● Problem
Search the material below for the word "TypeScript". Copy every line that has it.

● Listing
-- -- --

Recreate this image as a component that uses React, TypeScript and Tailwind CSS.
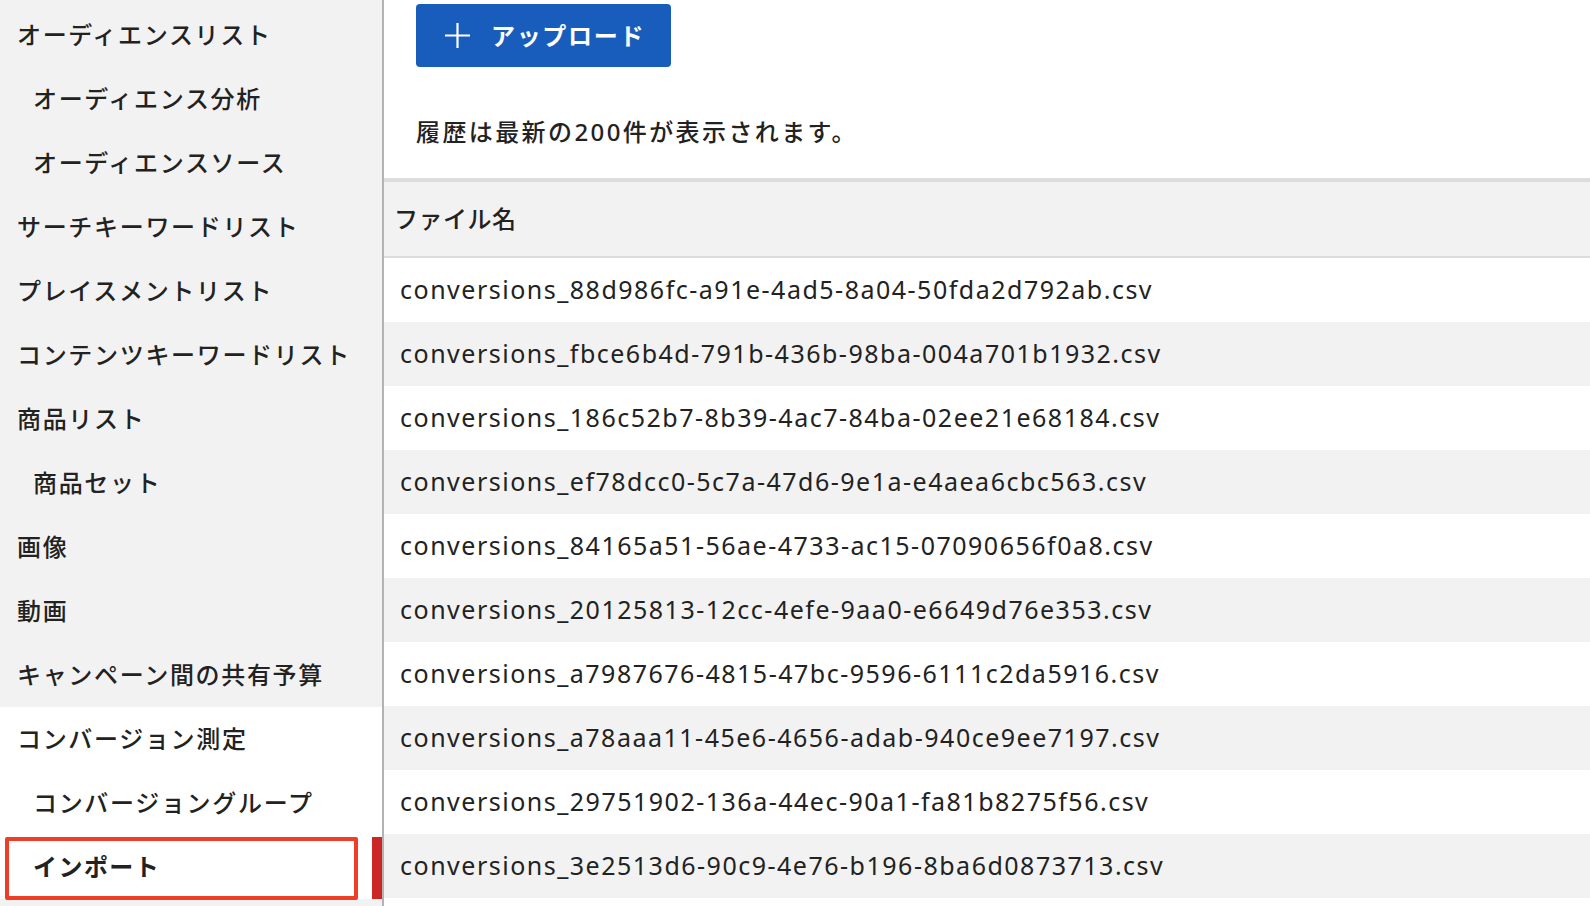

-- -- --

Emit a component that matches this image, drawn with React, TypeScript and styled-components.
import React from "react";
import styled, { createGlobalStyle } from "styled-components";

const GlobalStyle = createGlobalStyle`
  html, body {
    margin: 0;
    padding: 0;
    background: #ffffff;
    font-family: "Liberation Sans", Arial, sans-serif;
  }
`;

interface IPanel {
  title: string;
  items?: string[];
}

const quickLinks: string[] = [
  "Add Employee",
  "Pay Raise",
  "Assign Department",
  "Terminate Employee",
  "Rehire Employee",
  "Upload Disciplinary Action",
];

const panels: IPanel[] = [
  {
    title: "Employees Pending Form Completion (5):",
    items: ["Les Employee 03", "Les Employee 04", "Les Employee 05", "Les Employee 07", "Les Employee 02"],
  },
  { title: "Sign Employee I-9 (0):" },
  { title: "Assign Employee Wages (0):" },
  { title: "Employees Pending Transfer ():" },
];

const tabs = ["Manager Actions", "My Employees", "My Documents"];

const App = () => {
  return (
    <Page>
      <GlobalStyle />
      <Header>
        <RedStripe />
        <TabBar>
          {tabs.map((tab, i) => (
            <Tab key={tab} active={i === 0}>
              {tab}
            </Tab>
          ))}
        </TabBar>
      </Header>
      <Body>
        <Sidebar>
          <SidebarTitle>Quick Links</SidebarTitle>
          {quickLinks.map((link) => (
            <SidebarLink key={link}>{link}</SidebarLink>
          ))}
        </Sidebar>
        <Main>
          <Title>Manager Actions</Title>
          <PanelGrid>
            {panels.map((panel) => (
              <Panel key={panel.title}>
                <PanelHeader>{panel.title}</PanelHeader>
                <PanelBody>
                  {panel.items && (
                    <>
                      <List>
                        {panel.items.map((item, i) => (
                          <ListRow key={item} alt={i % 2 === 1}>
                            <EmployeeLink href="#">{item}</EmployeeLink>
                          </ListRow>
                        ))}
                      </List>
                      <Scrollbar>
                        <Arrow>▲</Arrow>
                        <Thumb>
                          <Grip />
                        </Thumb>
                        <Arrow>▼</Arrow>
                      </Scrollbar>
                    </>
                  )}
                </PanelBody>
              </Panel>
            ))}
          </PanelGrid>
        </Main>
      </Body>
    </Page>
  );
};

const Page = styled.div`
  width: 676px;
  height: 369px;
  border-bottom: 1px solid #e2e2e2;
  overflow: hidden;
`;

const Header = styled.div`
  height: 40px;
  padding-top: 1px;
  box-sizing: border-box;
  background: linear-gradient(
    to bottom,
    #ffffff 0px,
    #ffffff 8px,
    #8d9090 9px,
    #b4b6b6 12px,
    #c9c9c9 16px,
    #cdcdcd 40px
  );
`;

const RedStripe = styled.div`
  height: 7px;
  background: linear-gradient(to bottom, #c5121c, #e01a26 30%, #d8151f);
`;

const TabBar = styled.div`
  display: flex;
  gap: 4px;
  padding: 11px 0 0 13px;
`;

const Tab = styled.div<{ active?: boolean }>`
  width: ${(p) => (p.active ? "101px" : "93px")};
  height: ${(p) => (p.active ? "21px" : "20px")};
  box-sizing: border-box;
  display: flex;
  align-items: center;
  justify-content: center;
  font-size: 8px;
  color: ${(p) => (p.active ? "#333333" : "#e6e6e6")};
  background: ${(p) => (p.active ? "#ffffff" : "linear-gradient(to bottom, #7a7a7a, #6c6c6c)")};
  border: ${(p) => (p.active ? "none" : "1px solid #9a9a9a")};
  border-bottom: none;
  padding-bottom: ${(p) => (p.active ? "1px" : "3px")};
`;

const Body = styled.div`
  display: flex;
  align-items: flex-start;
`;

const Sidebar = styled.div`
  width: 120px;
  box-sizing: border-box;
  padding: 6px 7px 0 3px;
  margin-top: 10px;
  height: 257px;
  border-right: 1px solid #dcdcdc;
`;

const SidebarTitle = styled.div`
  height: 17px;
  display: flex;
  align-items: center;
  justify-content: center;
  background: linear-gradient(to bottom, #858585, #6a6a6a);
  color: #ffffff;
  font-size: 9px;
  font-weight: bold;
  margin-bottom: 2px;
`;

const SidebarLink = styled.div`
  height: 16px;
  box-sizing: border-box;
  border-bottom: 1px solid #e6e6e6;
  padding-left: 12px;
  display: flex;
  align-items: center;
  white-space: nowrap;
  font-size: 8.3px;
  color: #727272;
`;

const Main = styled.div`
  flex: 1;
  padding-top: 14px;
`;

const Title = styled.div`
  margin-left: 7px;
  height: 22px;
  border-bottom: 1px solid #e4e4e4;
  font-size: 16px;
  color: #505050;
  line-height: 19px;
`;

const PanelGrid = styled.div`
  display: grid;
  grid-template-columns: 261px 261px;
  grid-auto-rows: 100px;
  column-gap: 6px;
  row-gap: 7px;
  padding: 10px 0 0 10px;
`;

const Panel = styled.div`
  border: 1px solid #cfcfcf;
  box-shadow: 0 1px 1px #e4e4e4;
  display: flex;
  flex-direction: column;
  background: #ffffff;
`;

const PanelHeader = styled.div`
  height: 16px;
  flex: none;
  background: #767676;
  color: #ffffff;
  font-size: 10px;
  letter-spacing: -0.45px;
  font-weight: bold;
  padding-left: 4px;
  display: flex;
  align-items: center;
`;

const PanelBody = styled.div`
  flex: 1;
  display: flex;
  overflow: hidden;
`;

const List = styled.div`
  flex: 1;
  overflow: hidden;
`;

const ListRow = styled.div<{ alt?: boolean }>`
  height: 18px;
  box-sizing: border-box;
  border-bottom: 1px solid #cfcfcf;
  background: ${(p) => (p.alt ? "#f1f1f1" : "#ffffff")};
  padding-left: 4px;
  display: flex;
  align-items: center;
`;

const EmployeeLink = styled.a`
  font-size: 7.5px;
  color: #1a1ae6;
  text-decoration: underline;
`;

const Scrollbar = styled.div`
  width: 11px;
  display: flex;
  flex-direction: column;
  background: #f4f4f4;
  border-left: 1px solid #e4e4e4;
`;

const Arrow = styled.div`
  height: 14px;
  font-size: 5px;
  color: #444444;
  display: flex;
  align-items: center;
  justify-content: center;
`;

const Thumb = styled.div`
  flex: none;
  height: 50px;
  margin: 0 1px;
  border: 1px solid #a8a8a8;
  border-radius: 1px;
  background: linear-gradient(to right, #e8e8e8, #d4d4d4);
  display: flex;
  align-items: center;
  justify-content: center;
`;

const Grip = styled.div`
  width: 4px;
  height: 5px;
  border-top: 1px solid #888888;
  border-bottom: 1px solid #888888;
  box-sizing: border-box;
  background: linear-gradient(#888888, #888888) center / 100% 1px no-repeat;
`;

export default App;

-- -- --

● Result
Recreate this image as a component that uses React, TypeScript and Tailwind CSS.
Emit a component that matches this image, drawn with React, TypeScript and styled-components.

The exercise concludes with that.